Foreign direct investment (FDI) is considered an important factor in productivity and a pillar of international cooperation between economies. It creates long-term economic linkages that foster the development of countries, especially emerging economies. The benefits for the host country are most noticeable in employment generation, technology transfer, infrastructure development and stimulation of economic activity. However, it can also raise challenges and concerns, such as issues related to economic sovereignty, unfair competition or dependence on foreign investors.

What is the international situation

The current global framework for international cross-border investment is marked by geopolitical, economic and currency tensions that have increased investor uncertainty. Global investment flows declined by 12% in 2022 to USD 1.3 trillion, especially in Europe, where negative flows were driven by a huge disinvestment noted in Luxembourg. Without this transit country, flows in the EU exceeded $197 billion, increasing 2021 records by 29%. Spain ranked as the 12th largest global economy and third largest European economy in terms of flows received in 2022, with 34,811 million dollars. Asia, for its part, positioned itself as the most attractive region for investment, and its FDI is increasing every year.

In terms of accumulated FDI stock, ten countries account for 66% of the world stock, led by the United States (-20% in 2022), China (+5.2%), the United Kingdom (+0.3%), the Netherlands (-2.2%) and Singapore (+9.2%). Spain, with 787,311 million dollars accumulated (+0.6%), remains eighth on the European continent and fourteenth in the world.

Foreign direct investment in Spain

Spain is a very attractive country for foreign investment due to the size of its domestic market, one of its main assets. It also has a highly competitive foreign sector that places it at the forefront of international markets.
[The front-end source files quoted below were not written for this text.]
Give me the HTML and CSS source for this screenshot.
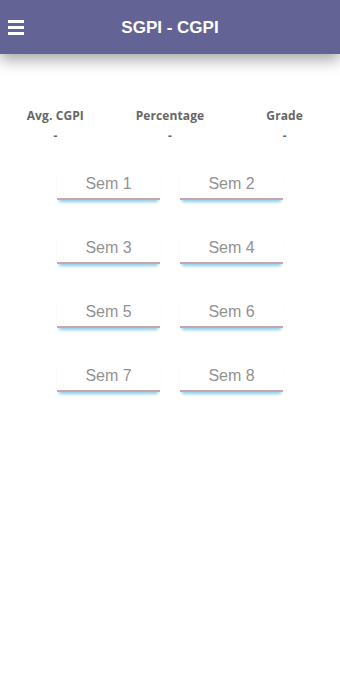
FILE: index.html
```html
<!DOCTYPE html>
<html>
<head>
<meta charset="utf-8">
<link rel="stylesheet" href="styles.css">
</head>
<body>
<header class="bar">
  <div class="menu">
    <svg width="16" height="17" viewBox="0 0 16 17">
      <rect x="0" y="1" width="16" height="3" fill="#fff"/>
      <rect x="0" y="7" width="16" height="3" fill="#fff"/>
      <rect x="0" y="13" width="16" height="3" fill="#fff"/>
    </svg>
  </div>
  <div class="title">SGPI - CGPI</div>
</header>
<section class="stats">
  <div class="stat"><div class="label">Avg. CGPI</div><div class="val">-</div></div>
  <div class="stat"><div class="label">Percentage</div><div class="val">-</div></div>
  <div class="stat"><div class="label">Grade</div><div class="val">-</div></div>
</section>
<section class="grid">
  <button class="sem">Sem 1</button>
  <button class="sem">Sem 2</button>
  <button class="sem">Sem 3</button>
  <button class="sem">Sem 4</button>
  <button class="sem">Sem 5</button>
  <button class="sem">Sem 6</button>
  <button class="sem">Sem 7</button>
  <button class="sem">Sem 8</button>
</section>
</body>
</html>
```
FILE: styles.css
```css
html, body { margin: 0; padding: 0; background: #fff; }
body { font-family: "Liberation Sans", Arial, sans-serif; width: 340px; height: 680px; overflow: hidden; }
.bar {
  height: 54px;
  background: #646395;
  display: flex;
  align-items: center;
  position: relative;
  box-shadow: 0 6px 14px rgba(0,0,0,0.35);
}
.menu { width: 16px; height: 17px; margin-left: 8px; margin-top: 1px; }
.menu svg { display: block; }
.title {
  position: absolute;
  left: 0; right: 0;
  text-align: center;
  color: #fff;
  font-weight: bold;
  font-size: 17px;
  top: 18px;
}
.stats {
  display: grid;
  grid-template-columns: repeat(3, 1fr);
  padding-top: 54px;
  margin: 0 -2px;
}
.stat { text-align: center; color: #666; }
.label { font-family: "Open Sans", sans-serif; font-weight: 700; font-size: 12px; line-height: 15px; letter-spacing: 0.1px; }
.val { font-family: "Open Sans", sans-serif; font-weight: 700; font-size: 12px; line-height: 12px; margin-top: 7px; }
.grid {
  display: grid;
  grid-template-columns: 103px 103px;
  column-gap: 20px;
  row-gap: 34px;
  justify-content: center;
  padding-top: 28px;
}
.sem {
  height: 30px;
  border: 0;
  border-bottom: 2px solid #caa6ac;
  background: #fff;
  box-shadow: 0 4px 3px -2px rgba(120, 195, 230, 0.85);
  color: #929292;
  font-family: "Liberation Sans", Arial, sans-serif;
  font-size: 16px;
  padding: 0;
}
```
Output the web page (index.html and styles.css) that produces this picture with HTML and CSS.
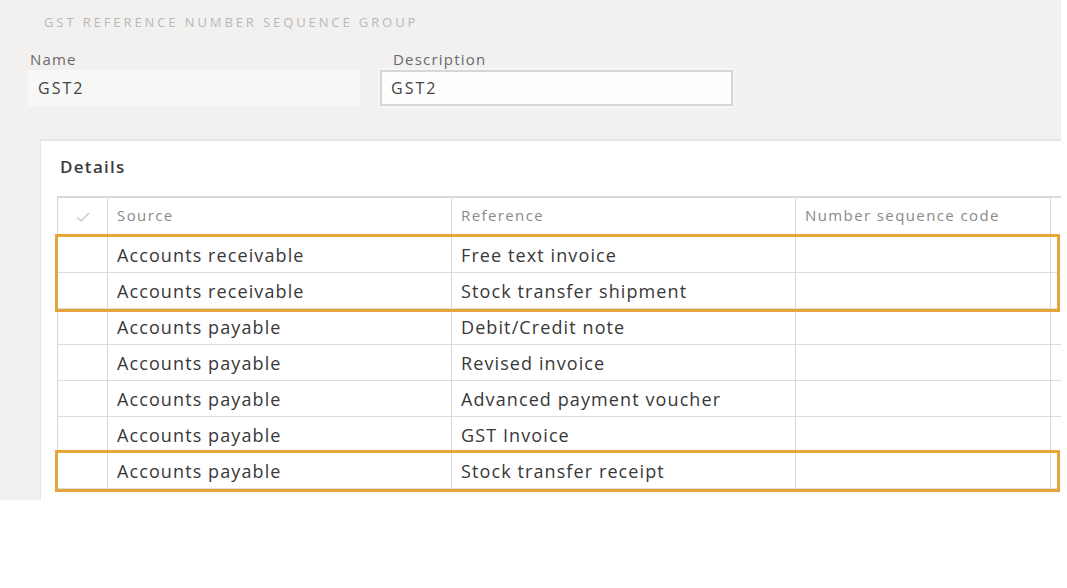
FILE: index.html
```html
<!DOCTYPE html>
<html>
<head>
<meta charset="utf-8">
<link rel="stylesheet" href="styles.css">
</head>
<body>
<div class="page">
  <div class="title">GST REFERENCE NUMBER SEQUENCE GROUP</div>
  <div class="fields">
    <div class="field name-field">
      <div class="label">Name</div>
      <div class="value readonly">GST2</div>
    </div>
    <div class="field desc-field">
      <div class="label">Description</div>
      <div class="value input">GST2</div>
    </div>
  </div>
  <div class="card">
    <div class="card-title">Details</div>
    <div class="grid">
      <div class="row head">
        <div class="cell chk"><svg width="14" height="10" viewBox="0 0 14 10"><path d="M1 5.5 L5 9 L13 1" fill="none" stroke="#c4c4c4" stroke-width="1.2"/></svg></div>
        <div class="cell">Source</div>
        <div class="cell">Reference</div>
        <div class="cell">Number sequence code</div>
        <div class="cell last"></div>
      </div>
      <div class="group hl">
        <div class="row"><div class="cell chk"></div><div class="cell">Accounts receivable</div><div class="cell">Free text invoice</div><div class="cell"></div><div class="cell last"></div></div>
        <div class="row"><div class="cell chk"></div><div class="cell">Accounts receivable</div><div class="cell">Stock transfer shipment</div><div class="cell"></div><div class="cell last"></div></div>
      </div>
      <div class="row"><div class="cell chk"></div><div class="cell">Accounts payable</div><div class="cell">Debit/Credit note</div><div class="cell"></div><div class="cell last"></div></div>
      <div class="row"><div class="cell chk"></div><div class="cell">Accounts payable</div><div class="cell">Revised invoice</div><div class="cell"></div><div class="cell last"></div></div>
      <div class="row"><div class="cell chk"></div><div class="cell">Accounts payable</div><div class="cell">Advanced payment voucher</div><div class="cell"></div><div class="cell last"></div></div>
      <div class="row"><div class="cell chk"></div><div class="cell">Accounts payable</div><div class="cell">GST Invoice</div><div class="cell"></div><div class="cell last"></div></div>
      <div class="group hl">
        <div class="row"><div class="cell chk"></div><div class="cell">Accounts payable</div><div class="cell">Stock transfer receipt</div><div class="cell"></div><div class="cell last"></div></div>
      </div>
    </div>
  </div>
</div>
</body>
</html>
```

FILE: styles.css
```css
html, body {
  margin: 0;
  padding: 0;
  background: #ffffff;
}
body {
  font-family: "Open Sans", "Noto Sans", sans-serif;
  color: #333;
}
.page {
  width: 1061px;
  height: 500px;
  background: #f2f1f0;
  overflow: hidden;
  display: flex;
  flex-direction: column;
}
.title {
  padding: 14px 0 0 44px;
  height: 16px;
  font-size: 13px;
  line-height: 16px;
  letter-spacing: 2.9px;
  color: #b8b8b8;
}
.fields {
  display: flex;
  margin-top: 21px;
}
.field .label {
  font-size: 15px;
  line-height: 16px;
  letter-spacing: 1.2px;
  color: #6a6a6a;
}
.name-field {
  margin-left: 28px;
  width: 340px;
}
.name-field .label {
  padding-left: 2px;
}
.desc-field {
  margin-left: 12px;
}
.desc-field .label {
  padding-left: 13px;
}
.value {
  height: 36px;
  line-height: 36px;
  font-size: 16px;
  letter-spacing: 2px;
  color: #444;
  margin-top: 3px;
  box-sizing: border-box;
}
.readonly {
  width: 332px;
  background: #f7f7f6;
  padding-left: 10px;
}
.input {
  width: 353px;
  background: #fefefe;
  border: 2px solid #d6d6d6;
  box-shadow: 0 0 0 2px #f6f6f6;
  padding-left: 9px;
  line-height: 32px;
}
.card {
  margin: 33px 0 0 40px;
  flex: 1;
  background: #fff;
  border-top: 2px solid #e4e4e4;
  border-left: 1px solid #e6e6e6;
  padding-left: 16px;
}
.card-title {
  height: 55px;
  line-height: 51px;
  font-size: 17px;
  letter-spacing: 1.3px;
  font-weight: 600;
  color: #3c3c3c;
  padding-left: 3px;
}
.grid {
  border-top: 2px solid #d9d9d9;
  border-left: 1px solid #d6d6d6;
}
.row {
  display: grid;
  grid-template-columns: 50px 344px 344px 255px 20px;
  height: 36px;
  border-bottom: 1px solid #dcdcdc;
  box-sizing: border-box;
}
.row.head {
  height: 39px;
  border-bottom: 1px solid #d4d4d4;
}
.cell {
  border-right: 1px solid #d9d9d9;
  padding-left: 9px;
  font-size: 18px;
  letter-spacing: 1.1px;
  line-height: 37px;
  color: #383838;
  white-space: nowrap;
  overflow: hidden;
}
.cell.last {
  border-right: none;
}
.head .cell {
  font-size: 15px;
  letter-spacing: 1.4px;
  line-height: 35px;
  color: #8a8a8a;
}
.cell.chk {
  padding-left: 0;
  display: flex;
  align-items: center;
  justify-content: center;
}
.group.hl {
  outline: 3px solid #e6a43c;
  outline-offset: 0;
  margin-right: 4px;
}
```
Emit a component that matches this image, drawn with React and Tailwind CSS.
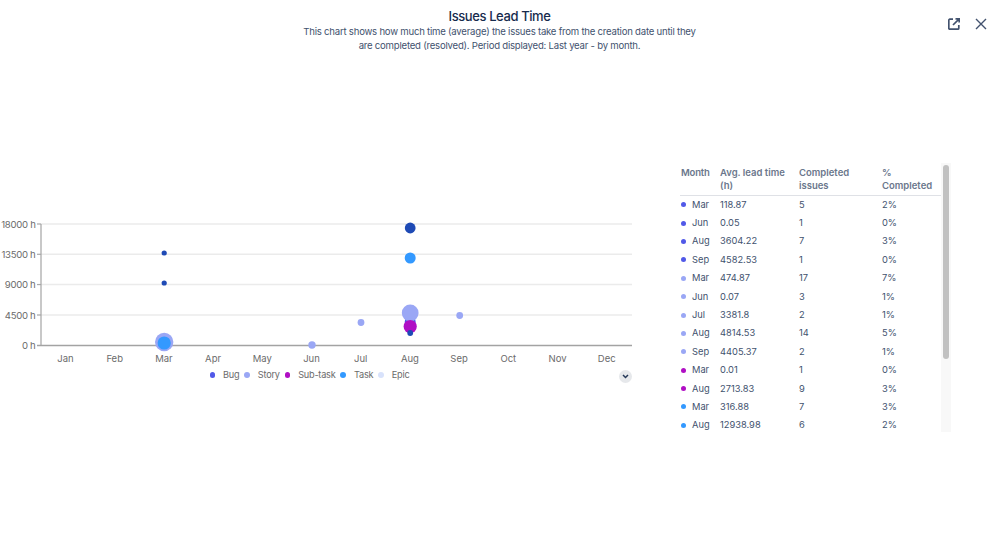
const font = { fontFamily: "Inter, sans-serif" };
const BLUE = "#5159e8", PERI = "#9aa7f5", PURPLE = "#b00fc4", SKY = "#3399ff", EPIC = "#d8e2fb", NAVY = "#1e4ab5";
const rows = [
  [BLUE, "Mar", "118.87", "5", "2%"],
  [BLUE, "Jun", "0.05", "1", "0%"],
  [BLUE, "Aug", "3604.22", "7", "3%"],
  [BLUE, "Sep", "4582.53", "1", "0%"],
  [PERI, "Mar", "474.87", "17", "7%"],
  [PERI, "Jun", "0.07", "3", "1%"],
  [PERI, "Jul", "3381.8", "2", "1%"],
  [PERI, "Aug", "4814.53", "14", "5%"],
  [PERI, "Sep", "4405.37", "2", "1%"],
  [PURPLE, "Mar", "0.01", "1", "0%"],
  [PURPLE, "Aug", "2713.83", "9", "3%"],
  [SKY, "Mar", "316.88", "7", "3%"],
  [SKY, "Aug", "12938.98", "6", "2%"],
];
const months = ["Jan","Feb","Mar","Apr","May","Jun","Jul","Aug","Sep","Oct","Nov","Dec"];
const yTicks = [["18000 h",224],["13500 h",254.3],["9000 h",284.6],["4500 h",315],["0 h",345.5]];
const dots = [
  [164.2,253,2.6,NAVY],[164.2,283,2.6,NAVY],[164.2,342,9.2,PERI],[164.2,343,6.6,SKY],
  [312,345,3.7,PERI],[361,322.5,3.4,PERI],
  [410.2,228,5.4,NAVY],[410.2,258,5.5,SKY],[410.2,322,5.5,BLUE],[410.2,313,8.4,PERI],[410.2,326.5,6.6,PURPLE],[410.2,333,2.9,NAVY],
  [459.7,315.5,3.4,PERI],
];
const legend = [[BLUE,"Bug"],[PERI,"Story"],[PURPLE,"Sub-task"],[SKY,"Task"],[EPIC,"Epic"]];

function Chart() {
  return (
    <svg width="640" height="150" viewBox="0 215 640 150" className="block">
      {yTicks.map(([l,y]) => (
        <g key={l}>
          <line x1="37" x2="632" y1={y} y2={y} stroke={l==="0 h"?"#a3a3a3":"#ebebeb"} strokeWidth={l==="0 h"?1.3:1.5} />
          <line x1="37" x2="41" y1={y} y2={y} stroke="#a3a3a3" />
          <text x="35.5" y={y+3.5} textAnchor="end" fontSize="9.6" letterSpacing="-0.3" fill="#6b6b6b" style={font}>{l}</text>
        </g>
      ))}
      <line x1="41" x2="41" y1="224" y2="345.5" stroke="#a3a3a3" strokeWidth="1.2" />
      {months.map((m,i) => (
        <text key={m} x={65.5+i*49.2} y="361.5" textAnchor="middle" fontSize="9.5" fill="#6b6b6b" style={font}>{m}</text>
      ))}
      {dots.map(([x,y,r,c],i) => <circle key={i} cx={x} cy={y} r={r} fill={c} />)}
    </svg>
  );
}

export default function App() {
  return (
    <div className="relative w-[999px] h-[539px] bg-white overflow-hidden" style={font}>
      <header className="flex flex-col items-center pt-[8px]">
        <h1 className="text-[13px] leading-[17px] font-medium tracking-[-0.4px] text-[#172b4d]">Issues Lead Time</h1>
        <p className="w-[400px] text-center text-[9.6px] leading-[14px] tracking-[-0.23px] text-[#42526e]">
          This chart shows how much time (average) the issues take from the creation date until they are completed (resolved). Period displayed: Last year - by month.
        </p>
      </header>

      <div className="absolute top-[18px] left-[948px] flex items-start gap-[15px] text-[#42526e]">
        <svg width="12" height="12" viewBox="0 0 12 12" fill="none" stroke="currentColor" strokeWidth="1.7">
          <path d="M5 1.2H1.8a1 1 0 0 0-1 1v8a1 1 0 0 0 1 1h8a1 1 0 0 0 1-1V7" />
          <path d="M5 7l6.2-6.2M7.5 .8h3.7v3.7" />
        </svg>
        <svg width="12" height="12" viewBox="0 0 12 12" fill="none" stroke="currentColor" strokeWidth="1.4">
          <path d="M1 1l10 10M11 1L1 11" />
        </svg>
      </div>

      <main className="flex items-start pt-[110px]">
        <section className="relative w-[640px] mt-[52px] shrink-0">
          <Chart />
          <div className="flex items-center pl-[209.5px] mt-[4px] text-[9.2px] tracking-[-0.25px] leading-[12px] text-[#6b6b6b]">
            {legend.map(([c,l]) => (
              <div key={l} className="flex items-center gap-[8px] mr-[5px]">
                <span className="w-[5.5px] h-[5.5px] rounded-full" style={{ background: c }} />
                <span>{l}</span>
              </div>
            ))}
          </div>
          <button className="absolute left-[619px] top-[154.5px] w-[13px] h-[13px] rounded-full bg-[#e6e8eb] flex items-center justify-center text-[#253858]">
            <svg width="7" height="5" viewBox="0 0 7 5" fill="none" stroke="currentColor" strokeWidth="1.5"><path d="M1 1l2.5 2.5L6 1" /></svg>
          </button>
        </section>

        <section className="relative ml-[40px] w-[271px] h-[269px] overflow-hidden">
          <table className="w-[261px] table-fixed border-collapse text-[9.3px] text-[#42526e]">
            <colgroup>
              <col className="w-[40px]" /><col className="w-[79px]" /><col className="w-[83px]" /><col className="w-[59px]" />
            </colgroup>
            <thead>
              <tr className="border-b border-[#dfe1e6] text-left align-top text-[#6b778c] text-[9.5px]">
                <th className="pl-px pt-[3px] pb-[3px] font-semibold leading-[13px] tracking-[-0.2px]">Month</th>
                <th className="pt-[3px] pb-[3px] font-semibold leading-[13px]">Avg. lead time (h)</th>
                <th className="pt-[3px] pb-[3px] pr-[14px] font-semibold leading-[13px]">Completed issues</th>
                <th className="pt-[3px] pb-[3px] font-semibold leading-[13px]">% Completed</th>
              </tr>
            </thead>
            <tbody>
              {rows.map(([c,m,a,n,p],i) => (
                <tr key={i} className="h-[18.4px] leading-[12px]">
                  <td className="pl-px">
                    <div className="flex items-center gap-[6px]">
                      <span className="w-[5px] h-[5px] rounded-full shrink-0" style={{ background: c }} />
                      <span>{m}</span>
                    </div>
                  </td>
                  <td>{a}</td><td>{n}</td><td>{p}</td>
                </tr>
              ))}
            </tbody>
          </table>
          <div className="absolute right-0 top-0 w-[10px] h-full bg-[#f8f8f8]">
            <div className="mx-auto mt-[2px] w-[6px] h-[194px] rounded-full bg-[#c1c1c1]" />
          </div>
        </section>
      </main>
    </div>
  );
}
In recent years, and within a framework of moderate growth in international activity and trade, the Spanish foreign sector has acted as an engine of economic recovery, contributing 2.4 percentage points to total growth last year. On the other hand, the containment of labour costs has contributed to economic growth in recent years and to consolidating Spain as one of the most cost-efficient locations for production. In fact, its average wage is 20% below that of the OECD. Moreover, it is a privileged country from a geostrategic point of view. In addition, Spain has fewer barriers to investment than other countries, especially since the entry into force on 1 September of the new regulatory framework RD 571/2023 of 4 July, which streamlines the resolution of authorisation applications, establishes a new system of exemptions, includes some interpretative criteria already applied by the authorities and establishes a new control framework for investments in national defence.

Investor confidence in the Spanish economy is shown in the figures: 21,232 million euros of foreign investment in the first three quarters of 2023 (an increase of 54%). In the case of productive investment, it rose by 167% (from €2,267 million to €6,070 million). Total foreign investment grew by more than 6.9%, and by 21.3% in relation to the average of the last five years (from 2019 to 2023). By sector, 51% of total foreign investment went to the services sector (especially healthcare and telecommunications activities for amounts of €1,814 million and €1,762 million respectively), 45.5% to the industrial sector and 3% to construction. The stock of foreign investment in Spain, which is the best indicator for analysing the interest that the country has generated in the long term, reached 787,277 million dollars in 2022, with a higher growth during the decade than that recorded in Germany or Italy in the same period.

The most active investors in Spain

In recent years, the most active investors in Spain have been the United States (107,965 million euros), the United Kingdom (63,063), France (60,600) and Germany (51,986), and almost 91% of these investments have gone to five regions: Community of Madrid (which concentrates 68.5% of the FDI stock in Spain, with an increase of 92% since 2013), Catalonia, the Basque Country, Asturias and Andalusia. All regions, with the exception of Cantabria and Galicia, have increased their investment stock since 2013, and in Madrid, Navarre, Aragon and Catalonia employment linked to foreign investment accounts for more than 10% of the employed population.

In the case of foreign companies allocating funds to Spanish companies, the Community of Madrid also ranks first with 7,579 million euros (63.2% of the total). In second place, Valencia stands out with 2,268 million euros of investment (18.9% of the total), Catalonia (825 million euros) and the Region of Murcia (372 million euros). Both the Basque Country and Aragon obtained higher investments than the average of the last five years (24.7% and 88% respectively), while Andalusia, with €156m, reduced it by 67.7%.